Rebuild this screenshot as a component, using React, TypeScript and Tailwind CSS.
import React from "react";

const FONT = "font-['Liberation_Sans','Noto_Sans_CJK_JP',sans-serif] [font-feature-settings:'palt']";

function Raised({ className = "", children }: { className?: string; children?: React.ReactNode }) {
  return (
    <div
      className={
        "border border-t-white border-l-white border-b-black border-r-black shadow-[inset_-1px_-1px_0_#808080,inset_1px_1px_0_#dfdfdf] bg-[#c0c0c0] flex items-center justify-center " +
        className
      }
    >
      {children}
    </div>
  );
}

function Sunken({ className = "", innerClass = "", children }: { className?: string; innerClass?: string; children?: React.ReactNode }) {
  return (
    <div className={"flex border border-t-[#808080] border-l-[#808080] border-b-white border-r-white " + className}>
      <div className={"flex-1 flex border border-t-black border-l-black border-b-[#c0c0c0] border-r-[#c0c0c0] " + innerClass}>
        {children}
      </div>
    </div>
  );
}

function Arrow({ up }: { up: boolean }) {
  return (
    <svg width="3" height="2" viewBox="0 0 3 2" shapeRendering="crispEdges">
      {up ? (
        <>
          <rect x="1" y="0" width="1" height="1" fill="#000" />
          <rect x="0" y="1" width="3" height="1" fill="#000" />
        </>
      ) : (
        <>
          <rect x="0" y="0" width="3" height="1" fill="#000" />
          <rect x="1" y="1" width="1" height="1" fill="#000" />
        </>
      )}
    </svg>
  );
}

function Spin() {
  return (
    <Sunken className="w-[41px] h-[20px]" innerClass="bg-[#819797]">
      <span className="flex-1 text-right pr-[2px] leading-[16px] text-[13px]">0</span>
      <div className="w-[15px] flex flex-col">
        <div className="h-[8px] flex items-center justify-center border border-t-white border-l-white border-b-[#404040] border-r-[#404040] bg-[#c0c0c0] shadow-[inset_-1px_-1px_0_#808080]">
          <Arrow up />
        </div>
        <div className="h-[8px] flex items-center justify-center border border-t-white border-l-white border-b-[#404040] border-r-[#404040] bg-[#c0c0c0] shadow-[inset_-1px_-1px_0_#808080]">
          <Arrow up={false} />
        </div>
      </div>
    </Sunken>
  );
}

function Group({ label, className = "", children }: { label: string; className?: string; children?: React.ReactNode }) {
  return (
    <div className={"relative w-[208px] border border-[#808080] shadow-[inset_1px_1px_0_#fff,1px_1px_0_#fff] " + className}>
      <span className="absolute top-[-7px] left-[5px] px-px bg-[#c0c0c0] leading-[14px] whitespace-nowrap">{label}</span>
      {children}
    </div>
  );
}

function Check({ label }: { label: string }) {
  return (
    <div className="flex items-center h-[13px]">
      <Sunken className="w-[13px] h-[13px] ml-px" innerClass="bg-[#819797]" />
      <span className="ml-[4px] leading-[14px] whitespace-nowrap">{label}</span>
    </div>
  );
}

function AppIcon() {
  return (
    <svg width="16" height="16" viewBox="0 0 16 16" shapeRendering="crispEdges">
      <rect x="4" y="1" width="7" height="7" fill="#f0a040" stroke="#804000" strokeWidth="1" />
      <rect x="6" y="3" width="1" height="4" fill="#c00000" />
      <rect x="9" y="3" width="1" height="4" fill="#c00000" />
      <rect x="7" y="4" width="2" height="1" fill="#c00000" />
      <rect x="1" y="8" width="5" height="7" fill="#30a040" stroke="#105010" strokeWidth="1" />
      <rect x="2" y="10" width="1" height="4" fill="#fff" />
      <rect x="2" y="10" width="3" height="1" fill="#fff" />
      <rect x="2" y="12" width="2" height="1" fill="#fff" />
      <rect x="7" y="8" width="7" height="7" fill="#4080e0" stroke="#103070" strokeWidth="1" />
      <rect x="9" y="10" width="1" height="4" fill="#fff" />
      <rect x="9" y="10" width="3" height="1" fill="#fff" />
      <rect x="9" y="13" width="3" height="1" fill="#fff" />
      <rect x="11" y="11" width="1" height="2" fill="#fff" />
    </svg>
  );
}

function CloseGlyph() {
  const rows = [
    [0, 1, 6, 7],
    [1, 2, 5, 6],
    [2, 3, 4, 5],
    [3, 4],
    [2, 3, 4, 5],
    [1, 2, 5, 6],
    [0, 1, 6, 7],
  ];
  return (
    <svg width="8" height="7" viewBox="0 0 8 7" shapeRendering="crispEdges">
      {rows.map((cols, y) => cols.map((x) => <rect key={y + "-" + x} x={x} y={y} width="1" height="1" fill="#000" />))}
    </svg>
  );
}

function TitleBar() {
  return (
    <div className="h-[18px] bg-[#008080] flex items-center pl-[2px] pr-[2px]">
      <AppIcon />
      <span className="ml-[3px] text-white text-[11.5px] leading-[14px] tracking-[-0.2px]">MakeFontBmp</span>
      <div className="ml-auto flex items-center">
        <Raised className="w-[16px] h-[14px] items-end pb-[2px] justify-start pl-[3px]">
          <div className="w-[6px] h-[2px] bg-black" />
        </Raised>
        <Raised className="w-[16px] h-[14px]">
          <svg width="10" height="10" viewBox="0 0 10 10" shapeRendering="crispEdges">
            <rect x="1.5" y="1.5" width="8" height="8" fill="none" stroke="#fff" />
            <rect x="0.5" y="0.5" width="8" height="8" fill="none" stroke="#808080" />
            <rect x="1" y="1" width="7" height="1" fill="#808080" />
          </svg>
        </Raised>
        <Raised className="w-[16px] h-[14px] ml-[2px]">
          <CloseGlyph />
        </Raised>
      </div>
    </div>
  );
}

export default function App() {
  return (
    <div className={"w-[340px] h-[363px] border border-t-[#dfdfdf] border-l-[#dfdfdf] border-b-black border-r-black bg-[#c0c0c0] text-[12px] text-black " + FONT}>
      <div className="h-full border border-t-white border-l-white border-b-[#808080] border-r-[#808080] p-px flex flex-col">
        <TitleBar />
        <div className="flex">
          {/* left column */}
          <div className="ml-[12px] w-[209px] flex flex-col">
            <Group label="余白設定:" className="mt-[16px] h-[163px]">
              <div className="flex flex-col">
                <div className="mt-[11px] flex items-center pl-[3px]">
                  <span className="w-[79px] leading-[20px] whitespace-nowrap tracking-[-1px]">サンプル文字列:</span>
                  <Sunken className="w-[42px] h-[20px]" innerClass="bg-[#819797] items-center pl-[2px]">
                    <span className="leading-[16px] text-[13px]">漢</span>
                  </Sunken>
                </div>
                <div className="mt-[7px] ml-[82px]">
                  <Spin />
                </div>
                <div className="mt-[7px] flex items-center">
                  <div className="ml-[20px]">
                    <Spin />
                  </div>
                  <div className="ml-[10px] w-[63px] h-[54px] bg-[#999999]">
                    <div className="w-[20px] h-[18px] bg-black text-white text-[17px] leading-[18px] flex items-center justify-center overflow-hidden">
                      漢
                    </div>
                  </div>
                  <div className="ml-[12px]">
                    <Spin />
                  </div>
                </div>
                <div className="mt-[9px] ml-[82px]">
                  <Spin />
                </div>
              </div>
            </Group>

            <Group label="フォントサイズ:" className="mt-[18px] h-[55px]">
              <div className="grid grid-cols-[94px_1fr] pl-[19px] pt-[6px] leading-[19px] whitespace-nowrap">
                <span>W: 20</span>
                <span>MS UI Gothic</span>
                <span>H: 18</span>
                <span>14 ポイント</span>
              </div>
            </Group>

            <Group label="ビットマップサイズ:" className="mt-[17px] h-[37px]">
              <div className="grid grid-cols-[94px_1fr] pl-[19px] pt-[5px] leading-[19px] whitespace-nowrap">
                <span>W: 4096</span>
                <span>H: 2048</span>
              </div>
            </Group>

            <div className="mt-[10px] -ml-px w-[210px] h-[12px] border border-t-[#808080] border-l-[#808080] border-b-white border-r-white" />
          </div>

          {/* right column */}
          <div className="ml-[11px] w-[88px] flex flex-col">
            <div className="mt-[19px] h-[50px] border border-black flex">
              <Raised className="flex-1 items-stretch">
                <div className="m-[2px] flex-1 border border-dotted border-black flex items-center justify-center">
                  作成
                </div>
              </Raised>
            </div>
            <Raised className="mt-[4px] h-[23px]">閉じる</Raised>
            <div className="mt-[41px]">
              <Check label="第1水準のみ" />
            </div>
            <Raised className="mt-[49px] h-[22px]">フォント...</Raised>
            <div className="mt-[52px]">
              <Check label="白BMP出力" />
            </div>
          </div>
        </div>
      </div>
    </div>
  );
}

══════════

EXERCISE TASK
Find every line that holds "React" and copy it.

RESPONSE TO THE EXERCISE
Rebuild this screenshot as a component, using React, TypeScript and Tailwind CSS.
import React from "react";
function Raised({ className = "", children }: { className?: string; children?: React.ReactNode }) {
function Sunken({ className = "", innerClass = "", children }: { className?: string; innerClass?: string; children?: React.ReactNode }) {
function Group({ label, className = "", children }: { label: string; className?: string; children?: React.ReactNode }) {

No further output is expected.